--- start Dataset extract ---
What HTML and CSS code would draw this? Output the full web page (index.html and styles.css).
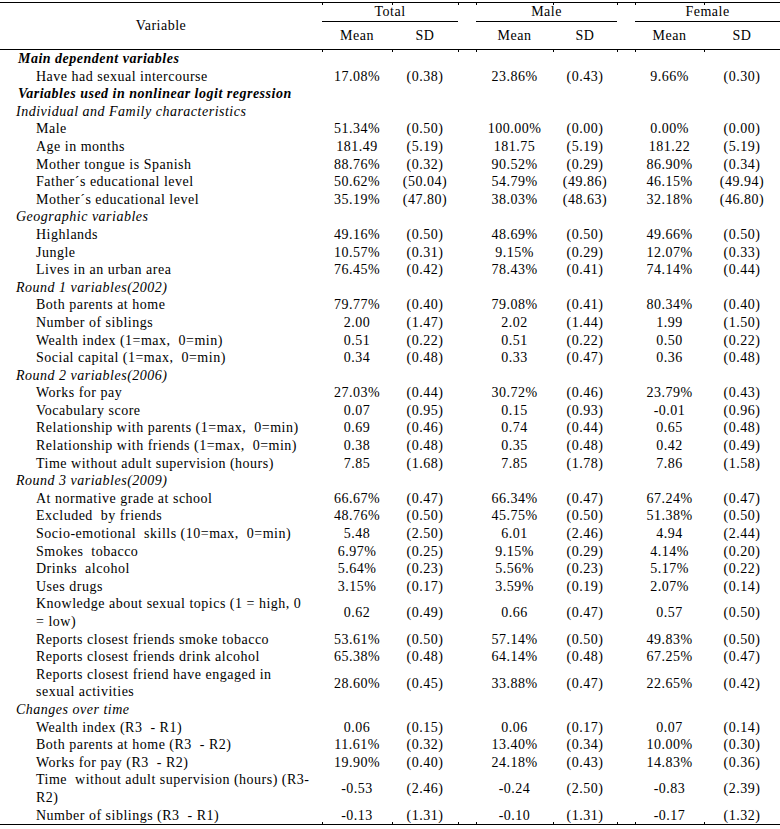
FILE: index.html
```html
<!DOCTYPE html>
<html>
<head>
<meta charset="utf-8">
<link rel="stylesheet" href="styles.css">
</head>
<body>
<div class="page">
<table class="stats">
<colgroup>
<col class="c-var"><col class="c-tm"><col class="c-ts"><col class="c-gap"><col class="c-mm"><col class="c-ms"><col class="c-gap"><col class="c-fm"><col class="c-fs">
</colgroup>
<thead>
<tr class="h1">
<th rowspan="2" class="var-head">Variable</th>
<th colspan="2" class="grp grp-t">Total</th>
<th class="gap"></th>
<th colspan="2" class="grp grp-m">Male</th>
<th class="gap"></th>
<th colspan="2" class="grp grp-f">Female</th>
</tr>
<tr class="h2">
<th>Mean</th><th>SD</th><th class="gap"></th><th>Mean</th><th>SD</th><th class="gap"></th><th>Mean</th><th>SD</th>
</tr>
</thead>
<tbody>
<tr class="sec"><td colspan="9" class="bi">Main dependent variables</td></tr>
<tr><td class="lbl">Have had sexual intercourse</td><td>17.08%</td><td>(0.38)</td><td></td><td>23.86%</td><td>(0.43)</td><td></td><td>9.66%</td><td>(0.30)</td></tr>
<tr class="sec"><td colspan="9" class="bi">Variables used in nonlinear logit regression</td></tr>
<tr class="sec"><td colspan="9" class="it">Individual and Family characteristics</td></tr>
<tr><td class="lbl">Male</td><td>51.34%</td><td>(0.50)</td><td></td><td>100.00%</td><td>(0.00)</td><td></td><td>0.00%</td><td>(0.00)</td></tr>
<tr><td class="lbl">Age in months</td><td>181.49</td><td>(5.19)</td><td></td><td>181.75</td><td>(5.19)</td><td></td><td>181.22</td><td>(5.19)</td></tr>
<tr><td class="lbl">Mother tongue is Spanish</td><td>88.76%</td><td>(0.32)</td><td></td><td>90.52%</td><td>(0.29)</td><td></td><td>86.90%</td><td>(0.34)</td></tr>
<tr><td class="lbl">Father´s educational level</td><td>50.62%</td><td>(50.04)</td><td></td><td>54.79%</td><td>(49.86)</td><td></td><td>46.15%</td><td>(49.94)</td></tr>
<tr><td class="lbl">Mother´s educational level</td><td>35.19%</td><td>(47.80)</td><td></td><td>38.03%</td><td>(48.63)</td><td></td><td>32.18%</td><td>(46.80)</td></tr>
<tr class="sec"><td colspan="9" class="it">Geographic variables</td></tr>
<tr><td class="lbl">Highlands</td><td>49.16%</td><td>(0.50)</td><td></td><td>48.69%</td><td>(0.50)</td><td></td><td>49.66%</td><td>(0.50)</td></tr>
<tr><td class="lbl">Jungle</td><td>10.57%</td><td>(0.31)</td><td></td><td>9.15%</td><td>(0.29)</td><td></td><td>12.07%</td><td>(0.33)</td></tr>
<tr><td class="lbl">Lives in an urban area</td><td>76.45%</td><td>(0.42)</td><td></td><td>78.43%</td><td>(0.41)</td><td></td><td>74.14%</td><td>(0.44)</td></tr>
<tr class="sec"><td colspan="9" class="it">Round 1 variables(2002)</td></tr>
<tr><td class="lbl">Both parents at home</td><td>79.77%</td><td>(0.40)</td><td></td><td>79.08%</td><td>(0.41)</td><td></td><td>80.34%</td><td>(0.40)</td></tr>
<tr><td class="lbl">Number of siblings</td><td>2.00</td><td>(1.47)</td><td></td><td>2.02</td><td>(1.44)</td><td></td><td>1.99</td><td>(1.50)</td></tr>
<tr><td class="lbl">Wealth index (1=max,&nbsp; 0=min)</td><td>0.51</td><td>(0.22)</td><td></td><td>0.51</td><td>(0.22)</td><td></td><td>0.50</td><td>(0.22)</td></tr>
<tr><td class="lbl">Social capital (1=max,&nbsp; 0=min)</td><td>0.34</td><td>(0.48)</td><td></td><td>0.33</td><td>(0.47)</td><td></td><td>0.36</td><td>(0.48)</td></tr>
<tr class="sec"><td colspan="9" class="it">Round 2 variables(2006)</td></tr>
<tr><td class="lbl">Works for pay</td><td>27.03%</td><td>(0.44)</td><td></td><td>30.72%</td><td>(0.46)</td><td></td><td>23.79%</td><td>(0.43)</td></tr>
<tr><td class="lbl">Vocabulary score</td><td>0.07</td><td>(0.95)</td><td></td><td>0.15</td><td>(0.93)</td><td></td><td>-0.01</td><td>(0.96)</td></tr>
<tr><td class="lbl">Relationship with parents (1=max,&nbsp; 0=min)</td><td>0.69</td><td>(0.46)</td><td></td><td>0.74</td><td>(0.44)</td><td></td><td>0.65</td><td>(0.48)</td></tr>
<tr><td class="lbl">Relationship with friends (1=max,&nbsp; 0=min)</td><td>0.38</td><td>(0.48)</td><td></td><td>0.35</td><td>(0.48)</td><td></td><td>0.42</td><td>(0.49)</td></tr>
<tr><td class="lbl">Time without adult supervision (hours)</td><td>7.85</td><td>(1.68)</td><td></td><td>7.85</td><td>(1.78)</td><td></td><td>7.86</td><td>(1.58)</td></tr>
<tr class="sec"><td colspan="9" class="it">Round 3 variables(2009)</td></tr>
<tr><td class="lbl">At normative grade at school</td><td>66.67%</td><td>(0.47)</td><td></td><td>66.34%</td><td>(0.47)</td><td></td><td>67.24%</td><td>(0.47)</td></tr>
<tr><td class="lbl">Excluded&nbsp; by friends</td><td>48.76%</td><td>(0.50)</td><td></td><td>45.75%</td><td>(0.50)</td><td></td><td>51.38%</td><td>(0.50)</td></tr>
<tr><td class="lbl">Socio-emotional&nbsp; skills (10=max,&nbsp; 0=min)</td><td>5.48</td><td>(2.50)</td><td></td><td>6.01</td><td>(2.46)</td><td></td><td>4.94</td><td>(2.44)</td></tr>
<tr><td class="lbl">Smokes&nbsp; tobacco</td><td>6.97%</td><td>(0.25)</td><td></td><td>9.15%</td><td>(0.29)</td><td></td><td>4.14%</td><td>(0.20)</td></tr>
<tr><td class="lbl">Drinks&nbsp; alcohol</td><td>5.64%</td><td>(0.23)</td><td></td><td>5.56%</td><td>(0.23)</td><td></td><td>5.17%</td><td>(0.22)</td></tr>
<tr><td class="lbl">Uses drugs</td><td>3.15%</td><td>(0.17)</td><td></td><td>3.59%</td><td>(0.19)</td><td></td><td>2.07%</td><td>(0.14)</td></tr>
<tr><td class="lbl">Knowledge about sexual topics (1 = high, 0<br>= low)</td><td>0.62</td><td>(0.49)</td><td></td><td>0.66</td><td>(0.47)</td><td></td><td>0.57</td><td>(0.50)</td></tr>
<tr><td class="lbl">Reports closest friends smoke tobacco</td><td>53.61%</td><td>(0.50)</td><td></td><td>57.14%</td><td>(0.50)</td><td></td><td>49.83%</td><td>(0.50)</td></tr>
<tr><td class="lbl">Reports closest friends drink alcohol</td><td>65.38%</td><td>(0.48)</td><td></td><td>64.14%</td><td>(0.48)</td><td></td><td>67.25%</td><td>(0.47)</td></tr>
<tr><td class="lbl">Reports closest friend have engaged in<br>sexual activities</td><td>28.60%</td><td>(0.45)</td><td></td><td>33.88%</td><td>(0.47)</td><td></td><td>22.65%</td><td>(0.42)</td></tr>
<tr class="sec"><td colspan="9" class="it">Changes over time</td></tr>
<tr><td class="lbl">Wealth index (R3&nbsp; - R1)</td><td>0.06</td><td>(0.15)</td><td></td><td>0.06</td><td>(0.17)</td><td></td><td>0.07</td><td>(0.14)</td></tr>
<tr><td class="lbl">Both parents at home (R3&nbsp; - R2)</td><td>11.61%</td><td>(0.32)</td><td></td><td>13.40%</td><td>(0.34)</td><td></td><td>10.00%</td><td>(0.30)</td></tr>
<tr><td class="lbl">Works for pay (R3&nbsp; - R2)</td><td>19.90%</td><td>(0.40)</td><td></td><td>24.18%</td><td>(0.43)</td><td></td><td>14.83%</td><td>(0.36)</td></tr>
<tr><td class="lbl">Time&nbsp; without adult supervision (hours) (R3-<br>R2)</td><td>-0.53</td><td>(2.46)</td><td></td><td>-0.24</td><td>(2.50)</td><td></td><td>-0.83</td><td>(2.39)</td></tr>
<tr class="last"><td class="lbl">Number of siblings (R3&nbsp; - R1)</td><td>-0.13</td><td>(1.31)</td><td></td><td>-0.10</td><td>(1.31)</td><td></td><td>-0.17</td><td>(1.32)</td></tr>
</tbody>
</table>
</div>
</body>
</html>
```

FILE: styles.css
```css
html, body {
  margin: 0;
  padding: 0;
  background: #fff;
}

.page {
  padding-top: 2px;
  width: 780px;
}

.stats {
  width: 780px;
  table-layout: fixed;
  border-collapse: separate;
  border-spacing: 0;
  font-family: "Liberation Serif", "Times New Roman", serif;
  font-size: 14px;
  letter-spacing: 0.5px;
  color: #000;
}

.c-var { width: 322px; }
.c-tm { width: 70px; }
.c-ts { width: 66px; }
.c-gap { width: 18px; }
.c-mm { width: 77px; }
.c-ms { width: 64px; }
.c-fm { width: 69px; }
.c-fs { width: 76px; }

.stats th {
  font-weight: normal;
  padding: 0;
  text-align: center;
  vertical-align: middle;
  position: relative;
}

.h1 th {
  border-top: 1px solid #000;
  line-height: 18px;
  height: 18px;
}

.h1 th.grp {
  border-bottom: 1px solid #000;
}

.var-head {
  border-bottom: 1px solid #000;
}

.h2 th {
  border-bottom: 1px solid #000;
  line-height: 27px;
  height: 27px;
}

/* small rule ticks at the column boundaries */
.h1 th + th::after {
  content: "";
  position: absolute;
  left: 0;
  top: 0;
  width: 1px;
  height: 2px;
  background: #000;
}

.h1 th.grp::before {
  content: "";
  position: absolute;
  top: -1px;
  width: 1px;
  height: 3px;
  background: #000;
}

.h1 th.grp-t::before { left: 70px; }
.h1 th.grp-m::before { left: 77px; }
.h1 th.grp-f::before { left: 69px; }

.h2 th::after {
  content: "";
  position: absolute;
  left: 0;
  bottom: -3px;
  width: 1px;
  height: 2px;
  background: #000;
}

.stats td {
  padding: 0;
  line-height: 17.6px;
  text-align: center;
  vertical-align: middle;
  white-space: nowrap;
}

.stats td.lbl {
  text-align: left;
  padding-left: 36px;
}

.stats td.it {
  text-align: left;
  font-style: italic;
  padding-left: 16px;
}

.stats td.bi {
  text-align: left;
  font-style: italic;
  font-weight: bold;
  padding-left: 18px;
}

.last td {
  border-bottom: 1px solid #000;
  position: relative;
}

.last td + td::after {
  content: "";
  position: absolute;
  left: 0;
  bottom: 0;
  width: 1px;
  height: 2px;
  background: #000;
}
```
--- end Dataset extract ---
Report the number of lines that contain "styles", with no other words.

3